Im 20. Jahrhundert entwickelt sich die ästhetische Landschaftsfotografie, die insbesondere durch Detailgenauigkeit, Schärfe und einen sorgfältigen Bildaufbau geprägt ist: Landschaft wird nicht länger abgebildet, sondern "komponiert". Bekannt für sein ab 1941 entwickeltes "Zonen-System" zur Bestimmung von Belichtungs- und Entwicklungszeiten ist Ansel Adams. Der politisch engagierte amerikanische Fotograf nutzt seine Aufnahmen von amerikanischen Nationalparks Mitte des 20. Jahrhunderts unter anderem, um für den Schutz dieser Gebiete zu kämpfen (siehe Bild: Deep Canyon Stream).

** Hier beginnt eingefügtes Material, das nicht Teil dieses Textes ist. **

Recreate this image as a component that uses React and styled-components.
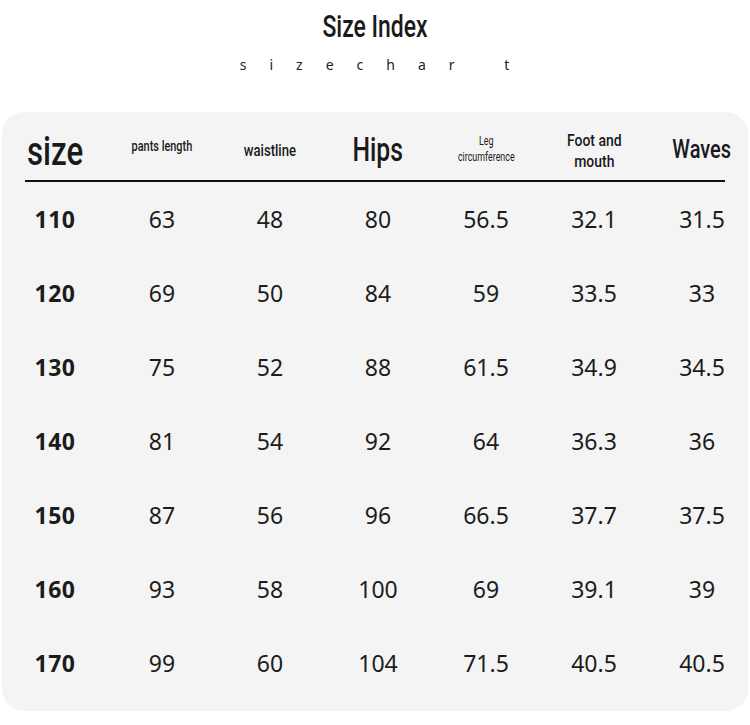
import React from "react";
import styled, { createGlobalStyle } from "styled-components";

const Global = createGlobalStyle`
  html, body { margin: 0; padding: 0; background: #ffffff; }
  body { font-family: "Noto Sans", "Liberation Sans", sans-serif; color: #1a1a1a; }
`;

const Page = styled.div`
  width: 750px;
  height: 725px;
  overflow: hidden;
  display: flex;
  flex-direction: column;
  align-items: center;
`;

const Title = styled.div`
  margin-top: 8px;
  height: 38px;
  display: flex;
  align-items: center;
  justify-content: center;
`;

const Cond = styled.span`
  display: inline-block;
  font-family: Roboto, "Liberation Sans", sans-serif;
  font-weight: ${(p) => p.$weight || 500};
  font-size: ${(p) => p.$size}px;
  line-height: ${(p) => p.$lh || 1.2};
  transform: scaleX(${(p) => p.$sx || 0.75});
  transform-origin: center;
  text-align: center;
  white-space: pre;
  color: #1a1a1a;
`;

const Sub = styled.div`
  margin-top: 9px;
  margin-left: 22px;
  font-family: "Noto Sans", sans-serif;
  font-size: 14px;
  letter-spacing: 23px;
  white-space: pre;
  color: #222;
  line-height: 20px;
`;

const Panel = styled.div`
  margin-top: 37px;
  align-self: flex-start;
  margin-left: 2px;
  width: 746px;
  background: #f4f4f4;
  border-radius: 22px;
  padding-bottom: 11px;
`;

const Row = styled.div`
  display: grid;
  grid-template-columns: 106px repeat(6, 108px);
  height: ${(p) => p.$h}px;
  align-items: center;
  justify-items: center;
`;

const Rule = styled.div`
  height: 2px;
  background: #111;
  margin: 0 23px;
`;

const HeadCell = styled.div`
  display: flex;
  justify-content: center;
  align-items: center;
  padding-top: ${(p) => p.$pt || 0}px;
`;

const Num = styled.div`
  font-family: "Noto Sans", "Liberation Sans", sans-serif;
  font-size: 23px;
  font-weight: ${(p) => (p.$bold ? 700 : 400)};
  color: #1c1c1c;
  letter-spacing: ${(p) => (p.$bold ? "0.5px" : "0")};
`;

const data = [
  ["110", "63", "48", "80", "56.5", "32.1", "31.5"],
  ["120", "69", "50", "84", "59", "33.5", "33"],
  ["130", "75", "52", "88", "61.5", "34.9", "34.5"],
  ["140", "81", "54", "92", "64", "36.3", "36"],
  ["150", "87", "56", "96", "66.5", "37.7", "37.5"],
  ["160", "93", "58", "100", "69", "39.1", "39"],
  ["170", "99", "60", "104", "71.5", "40.5", "40.5"],
];

export default function App() {
  return (
    <Page>
      <Global />
      <Title>
        <Cond $size={31} $sx={0.74}>Size Index</Cond>
      </Title>
      <Sub>sizechar t</Sub>
      <Panel>
        <Row $h={68}>
          <HeadCell $pt={12}>
            <Cond $size={40} $sx={0.78}>size</Cond>
          </HeadCell>
          <HeadCell $pt={0}>
            <Cond $size={14} $sx={0.78}>pants length</Cond>
          </HeadCell>
          <HeadCell $pt={10}>
            <Cond $size={16} $sx={0.82}>waistline</Cond>
          </HeadCell>
          <HeadCell $pt={8}>
            <Cond $size={33} $sx={0.75}>Hips</Cond>
          </HeadCell>
          <HeadCell $pt={6}>
            <Cond $size={12} $sx={0.74} $lh={1.35} $weight={400}>{"Leg\ncircumference"}</Cond>
          </HeadCell>
          <HeadCell $pt={10}>
            <Cond $size={17} $sx={0.82} $lh={1.25}>{"Foot and\nmouth"}</Cond>
          </HeadCell>
          <HeadCell $pt={8}>
            <Cond $size={25} $sx={0.8}>Waves</Cond>
          </HeadCell>
        </Row>
        <Rule />
        {data.map((r) => (
          <Row key={r[0]} $h={74}>
            {r.map((v, i) => (
              <Num key={i} $bold={i === 0}>{v}</Num>
            ))}
          </Row>
        ))}
      </Panel>
    </Page>
  );
}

Ähnlich verhält es sich mit der Portraitaufnahme der Neuzeit: Gemäß des soziologisch orientierten Zeitgeists geht es der modernen Portraitaufnahme weniger um ästhetizistischen Anspruch, sondern mehr um den individuellen Ausdruck. So arbeitet der deutsche Fotograf Alfred Sander ab 1910 an einem Bilderzkylus von Menschen unterschiedlichster gesellschaftlicher Schichten. In den 1940er Jahren entwickelt sich das sog. "Environmental portrait", bei welchem persönliche Gegenstände in die Komposition einbezogen werden, die auf die Ideenwelt der fotografierten Personen verweisen. Bekannt sind auch die Arbeiten der Amerikanerin Diane Arbus, die sich für ihre Aufnahmen am Rande der Gesellschaft bewegt und insbesondere kleinwüchsige Menschen, Transvestiten und Menschen mit körperlicher oder geistiger Behinderung fotografiert.